**Work instructions**
Copy every line from the data below in which the string "page" can be found.

**Dataset records**
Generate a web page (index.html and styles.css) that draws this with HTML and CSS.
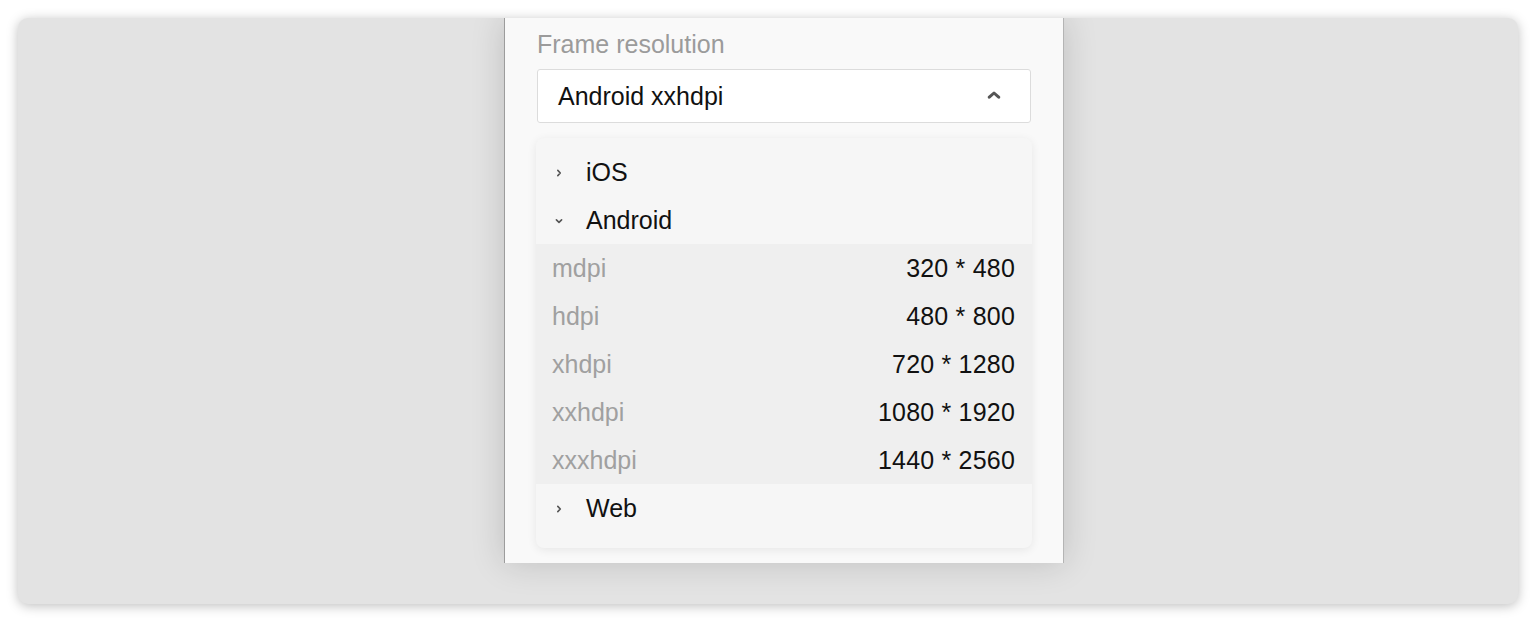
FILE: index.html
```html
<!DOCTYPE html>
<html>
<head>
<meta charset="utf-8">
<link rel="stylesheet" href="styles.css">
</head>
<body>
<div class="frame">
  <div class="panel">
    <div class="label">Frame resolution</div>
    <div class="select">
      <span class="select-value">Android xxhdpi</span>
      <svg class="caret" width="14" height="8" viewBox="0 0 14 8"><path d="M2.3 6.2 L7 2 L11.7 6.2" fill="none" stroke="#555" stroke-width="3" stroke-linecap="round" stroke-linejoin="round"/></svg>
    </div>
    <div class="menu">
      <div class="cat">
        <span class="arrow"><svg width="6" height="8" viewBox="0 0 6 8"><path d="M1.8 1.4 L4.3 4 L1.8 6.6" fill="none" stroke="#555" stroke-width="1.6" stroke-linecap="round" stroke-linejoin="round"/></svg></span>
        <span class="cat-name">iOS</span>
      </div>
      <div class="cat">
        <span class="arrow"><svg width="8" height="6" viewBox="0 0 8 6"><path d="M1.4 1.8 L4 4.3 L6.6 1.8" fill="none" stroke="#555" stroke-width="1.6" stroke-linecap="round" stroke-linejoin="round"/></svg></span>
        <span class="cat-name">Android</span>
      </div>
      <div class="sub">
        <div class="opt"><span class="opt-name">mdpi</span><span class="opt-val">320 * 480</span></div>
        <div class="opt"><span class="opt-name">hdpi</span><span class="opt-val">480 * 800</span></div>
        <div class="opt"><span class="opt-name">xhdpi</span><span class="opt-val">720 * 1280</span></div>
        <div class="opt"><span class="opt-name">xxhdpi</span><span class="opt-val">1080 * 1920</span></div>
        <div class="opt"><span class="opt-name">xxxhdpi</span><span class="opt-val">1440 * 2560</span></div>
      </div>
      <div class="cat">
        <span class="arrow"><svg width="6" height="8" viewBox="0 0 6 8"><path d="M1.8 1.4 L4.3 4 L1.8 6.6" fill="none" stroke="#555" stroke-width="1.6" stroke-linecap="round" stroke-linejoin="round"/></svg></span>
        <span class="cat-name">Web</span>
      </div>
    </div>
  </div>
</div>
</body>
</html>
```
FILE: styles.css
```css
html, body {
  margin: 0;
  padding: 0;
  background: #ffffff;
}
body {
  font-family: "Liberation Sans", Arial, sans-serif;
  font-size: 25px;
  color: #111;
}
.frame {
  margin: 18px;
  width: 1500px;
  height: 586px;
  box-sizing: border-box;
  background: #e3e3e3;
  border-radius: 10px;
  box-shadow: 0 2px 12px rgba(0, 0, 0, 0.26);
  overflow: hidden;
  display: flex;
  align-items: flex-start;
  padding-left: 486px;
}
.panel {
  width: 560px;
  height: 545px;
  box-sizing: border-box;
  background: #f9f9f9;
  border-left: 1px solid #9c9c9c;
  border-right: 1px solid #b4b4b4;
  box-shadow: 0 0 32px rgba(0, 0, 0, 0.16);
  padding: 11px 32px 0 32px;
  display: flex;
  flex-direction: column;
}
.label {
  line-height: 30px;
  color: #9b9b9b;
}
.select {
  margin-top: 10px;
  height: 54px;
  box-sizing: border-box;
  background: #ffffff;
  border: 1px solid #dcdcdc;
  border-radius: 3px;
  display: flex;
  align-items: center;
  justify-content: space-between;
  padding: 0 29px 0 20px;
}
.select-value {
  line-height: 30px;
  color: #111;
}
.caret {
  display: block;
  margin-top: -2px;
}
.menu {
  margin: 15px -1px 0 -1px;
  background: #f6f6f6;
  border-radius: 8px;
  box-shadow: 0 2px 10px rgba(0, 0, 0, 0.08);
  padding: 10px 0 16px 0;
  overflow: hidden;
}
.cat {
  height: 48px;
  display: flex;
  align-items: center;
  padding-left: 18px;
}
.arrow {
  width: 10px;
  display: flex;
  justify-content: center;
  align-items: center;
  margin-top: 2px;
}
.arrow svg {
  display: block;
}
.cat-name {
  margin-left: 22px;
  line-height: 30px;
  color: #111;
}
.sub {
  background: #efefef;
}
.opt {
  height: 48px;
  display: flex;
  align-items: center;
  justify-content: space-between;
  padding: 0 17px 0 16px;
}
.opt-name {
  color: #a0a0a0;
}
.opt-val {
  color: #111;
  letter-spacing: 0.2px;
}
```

--

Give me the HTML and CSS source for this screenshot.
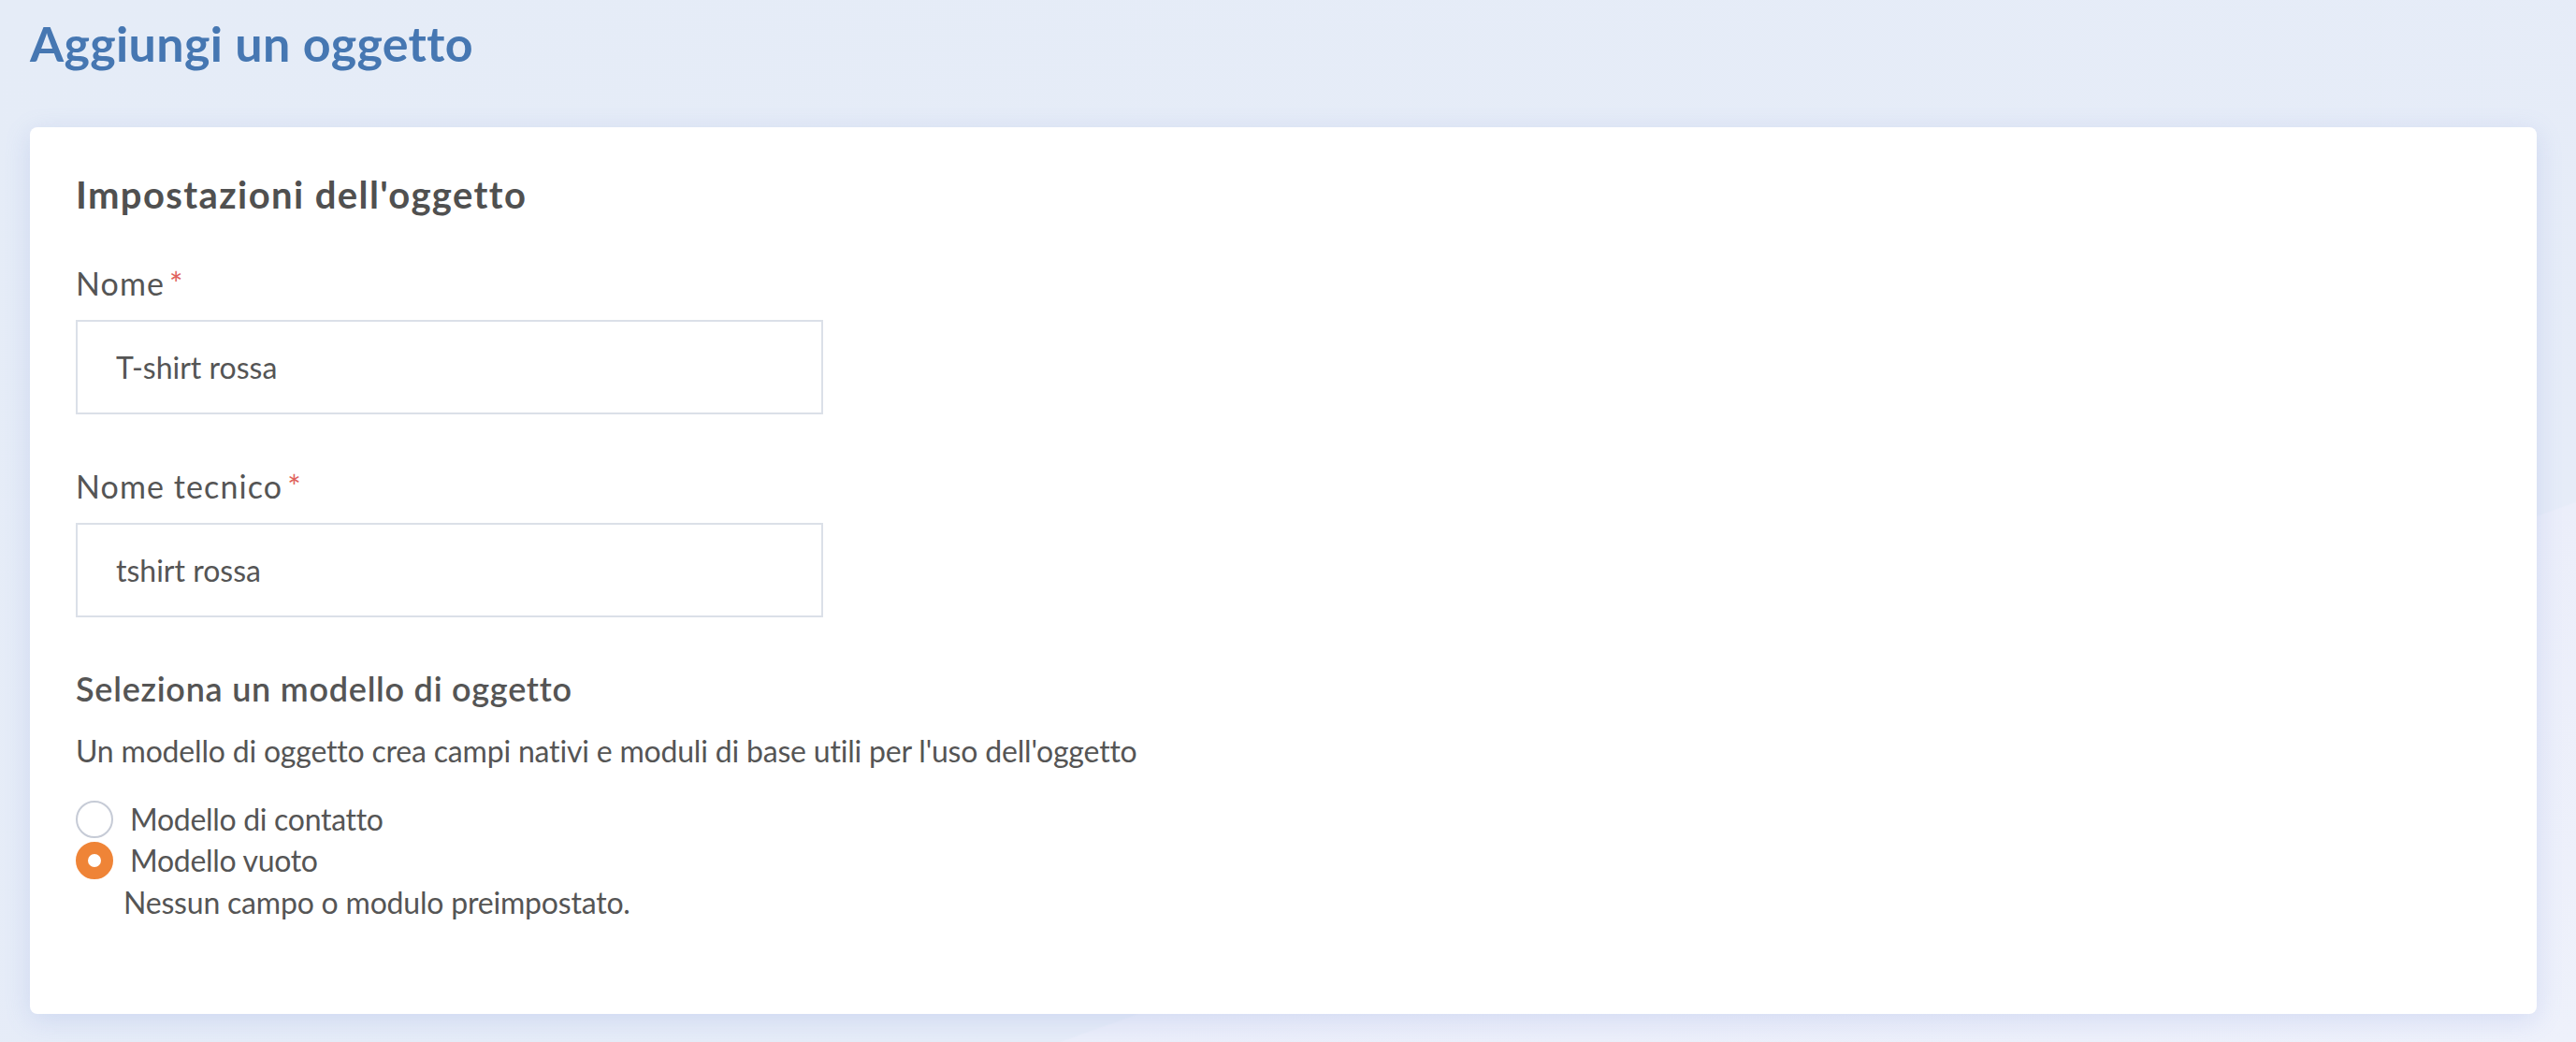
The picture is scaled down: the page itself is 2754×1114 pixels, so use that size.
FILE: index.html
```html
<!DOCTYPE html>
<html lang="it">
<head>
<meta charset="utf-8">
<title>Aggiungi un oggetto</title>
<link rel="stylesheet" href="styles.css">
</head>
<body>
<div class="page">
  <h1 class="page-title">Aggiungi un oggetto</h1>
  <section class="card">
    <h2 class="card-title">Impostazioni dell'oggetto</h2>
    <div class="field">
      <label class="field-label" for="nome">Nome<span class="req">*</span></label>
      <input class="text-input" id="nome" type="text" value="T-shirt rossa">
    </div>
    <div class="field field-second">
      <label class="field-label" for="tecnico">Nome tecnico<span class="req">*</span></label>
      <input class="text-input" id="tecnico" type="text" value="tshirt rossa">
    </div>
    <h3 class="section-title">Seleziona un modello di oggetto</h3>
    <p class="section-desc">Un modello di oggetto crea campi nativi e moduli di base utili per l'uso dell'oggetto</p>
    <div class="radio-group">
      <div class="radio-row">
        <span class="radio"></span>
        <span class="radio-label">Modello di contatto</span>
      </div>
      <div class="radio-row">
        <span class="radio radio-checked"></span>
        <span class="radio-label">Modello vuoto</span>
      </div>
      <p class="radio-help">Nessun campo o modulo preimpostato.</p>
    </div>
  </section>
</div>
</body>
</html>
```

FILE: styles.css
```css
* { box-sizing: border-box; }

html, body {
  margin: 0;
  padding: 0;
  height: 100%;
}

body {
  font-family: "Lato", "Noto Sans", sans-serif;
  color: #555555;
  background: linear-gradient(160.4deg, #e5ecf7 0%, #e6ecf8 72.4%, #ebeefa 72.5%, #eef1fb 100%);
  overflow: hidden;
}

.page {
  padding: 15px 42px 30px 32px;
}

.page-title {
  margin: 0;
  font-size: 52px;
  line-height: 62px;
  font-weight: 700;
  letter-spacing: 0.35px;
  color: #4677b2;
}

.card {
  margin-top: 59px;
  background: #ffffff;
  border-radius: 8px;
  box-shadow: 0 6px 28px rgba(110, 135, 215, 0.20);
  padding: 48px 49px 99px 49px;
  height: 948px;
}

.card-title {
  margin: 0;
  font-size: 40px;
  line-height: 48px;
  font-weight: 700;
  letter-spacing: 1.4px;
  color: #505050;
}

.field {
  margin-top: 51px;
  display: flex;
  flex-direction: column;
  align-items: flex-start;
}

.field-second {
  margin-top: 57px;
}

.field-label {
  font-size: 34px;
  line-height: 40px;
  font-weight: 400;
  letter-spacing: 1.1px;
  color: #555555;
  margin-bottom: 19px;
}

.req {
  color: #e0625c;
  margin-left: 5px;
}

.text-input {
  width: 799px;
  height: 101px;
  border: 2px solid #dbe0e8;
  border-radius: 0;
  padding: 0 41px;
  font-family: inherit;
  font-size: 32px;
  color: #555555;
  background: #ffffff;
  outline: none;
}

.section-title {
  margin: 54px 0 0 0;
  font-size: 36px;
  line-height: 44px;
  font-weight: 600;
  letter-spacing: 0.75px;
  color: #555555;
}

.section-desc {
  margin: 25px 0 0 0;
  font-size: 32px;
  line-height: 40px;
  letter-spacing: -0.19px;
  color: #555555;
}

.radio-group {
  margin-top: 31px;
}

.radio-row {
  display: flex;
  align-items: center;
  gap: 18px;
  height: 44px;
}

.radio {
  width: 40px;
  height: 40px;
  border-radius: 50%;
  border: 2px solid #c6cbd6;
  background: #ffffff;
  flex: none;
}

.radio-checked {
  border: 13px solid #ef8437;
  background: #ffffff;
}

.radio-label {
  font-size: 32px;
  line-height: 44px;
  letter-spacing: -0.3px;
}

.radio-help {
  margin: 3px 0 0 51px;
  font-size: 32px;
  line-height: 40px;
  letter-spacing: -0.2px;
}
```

**Solution to this exercise**
Generate a web page (index.html and styles.css) that draws this with HTML and CSS.
The picture is scaled down: the page itself is 2754×1114 pixels, so use that size.
<div class="page">
  <h1 class="page-title">Aggiungi un oggetto</h1>
.page {
.page-title {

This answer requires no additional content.